Op 25 maart 2013 is telefonisch door belanghebbende verzocht om de termijn voor de motivering te verlengen tot 2 april 2013. De ontvanger heeft op dat moment telefonisch ingestemd met het verzoek zonder stil te staan bij de gevolgen. Door het inwilligen van dit verzoek zou de termijn van artikel 51 van de IW worden overschreden. Ingevolge artikel 51, tweede lid, letter a, van de IW komt het conservatoire beslag van 26 november 2012 van rechtswege te vervallen indien de ontvanger niet binnen vier maanden na dagtekening van de beschikking van 28 november 2012 uitspraak heeft gedaan op het bezwaarschrift, dus uiterlijk op 28 maart 2013.

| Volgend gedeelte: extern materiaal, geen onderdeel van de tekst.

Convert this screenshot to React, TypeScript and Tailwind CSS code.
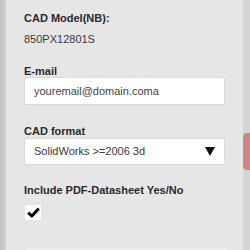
function Label({ children, className = '' }: { children: React.ReactNode; className?: string }) {
  return (
    <div className={`text-[11px] font-bold leading-[12px] text-[#2a2a2a] ${className}`}>
      {children}
    </div>
  )
}

export default function App() {
  return (
    <div
      className="flex h-[250px] w-[250px] overflow-hidden bg-[#d6d6d6]"
      style={{ fontFamily: '"Liberation Sans", Arial, sans-serif' }}
    >
      {/* left gutter */}
      <div className="w-[6px] shrink-0 bg-gradient-to-r from-[#c4c4c4] to-[#cfcfcf]" />

      {/* form panel */}
      <div className="relative flex w-[237px] shrink-0 flex-col bg-[#e6e6e6] px-[18px] pt-[12px]">
        <Label>CAD Model(NB):</Label>
        <div className="mt-[8px] text-[11px] leading-[14px] text-[#3a3a3a]">850PX12801S</div>

        <Label className="mt-[19px]">E-mail</Label>
        <div className="flex h-[28px] w-[201px] items-center rounded-[2px] border border-[#d9d9d9] bg-white pl-[9px] text-[11px] text-[#444]">
          youremail@domain.coma
        </div>

        <Label className="mt-[20px]">CAD format</Label>
        <div className="mt-[1px] flex h-[27px] w-[201px] items-center justify-between rounded-[2px] border border-[#d9d9d9] bg-white pl-[9px] pr-[9px] text-[11px] text-[#3a3a3a]">
          <span>SolidWorks &gt;=2006 3d</span>
          <svg width="10" height="9" viewBox="0 0 10 9">
            <polygon points="0,0 10,0 5,9" fill="#111" />
          </svg>
        </div>

        <Label className="mt-[19px]">Include PDF-Datasheet Yes/No</Label>
        <div className="ml-[1px] mt-[9px] flex h-[15px] w-[16px] items-center justify-center rounded-[2px] bg-white">
          <svg width="13" height="11" viewBox="0 0 13 11">
            <path d="M1.2 5.6 L4.8 9 L11.8 1.6" fill="none" stroke="#000" strokeWidth="3" strokeLinejoin="round" />
          </svg>
        </div>

        {/* top edge of the next row */}
        <div className="absolute bottom-0 left-[20px] right-[16px] h-[2px] bg-[#ededed]" />
      </div>

      {/* right gutter with tab */}
      <div className="flex w-[7px] shrink-0 flex-col bg-[#d4d4d4] pt-[133px]">
        <div className="h-[37px] w-full rounded-l-[4px] bg-[#d98282]" />
      </div>
    </div>
  )
}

Op 26 maart 2013 heeft de ontvanger de toezegging telefonisch ingetrokken en is belanghebbende tot 28 maart 2013 gegeven om het bezwaar te motiveren en in de gelegenheid gesteld om uiterlijk 28 maart 2103 te worden gehoord. Er is geen hoorgesprek (meer) gehouden omdat gemachtigde op 26 en 27 maart 2013 verhinderd was. Telefonisch is door de gemachtigde meegedeeld dat het horen niet binnen de gestelde termijn kon plaatsvinden. Op 27 maart 2013 heeft de gemachtigde het bezwaarschrift nader gemotiveerd.
Op 7 februari 2012 (ontvangst 7 februari 2012) heeft [B] als directeur van de BV bij de ontvanger de betalingsonmacht van de vennootschap gemeld.
3 Geschil
In geschil is ten eerste of de hoorplicht is geschonden. Ten tweede is in geschil of belanghebbende ten tijde van het verschuldigd worden van de belasting als bestuurder van de BV kan worden beschouwd. Ten derde is in geschil of de betalingsonmacht van de BV tijdig en rechtsgeldig is gemeld. Ten vierde is in geschil of belanghebbende kennelijk onbehoorlijk bestuur kan worden verweten. Belanghebbende beantwoordt de eerste en derde vraag bevestigend en de overige vragen ontkennend. De ontvanger neemt het tegenovergestelde standpunt in.
Partijen doen hun standpunten steunen op de gronden die daartoe door hen zijn aangevoerd in de van hen afkomstige stukken en op de zitting.
Belanghebbende concludeert tot gegrondverklaring van het beroep, vernietiging van de uitspraak op bezwaar en de beschikking aansprakelijkstelling. De ontvanger concludeert tot ongegrondverklaring van het beroep.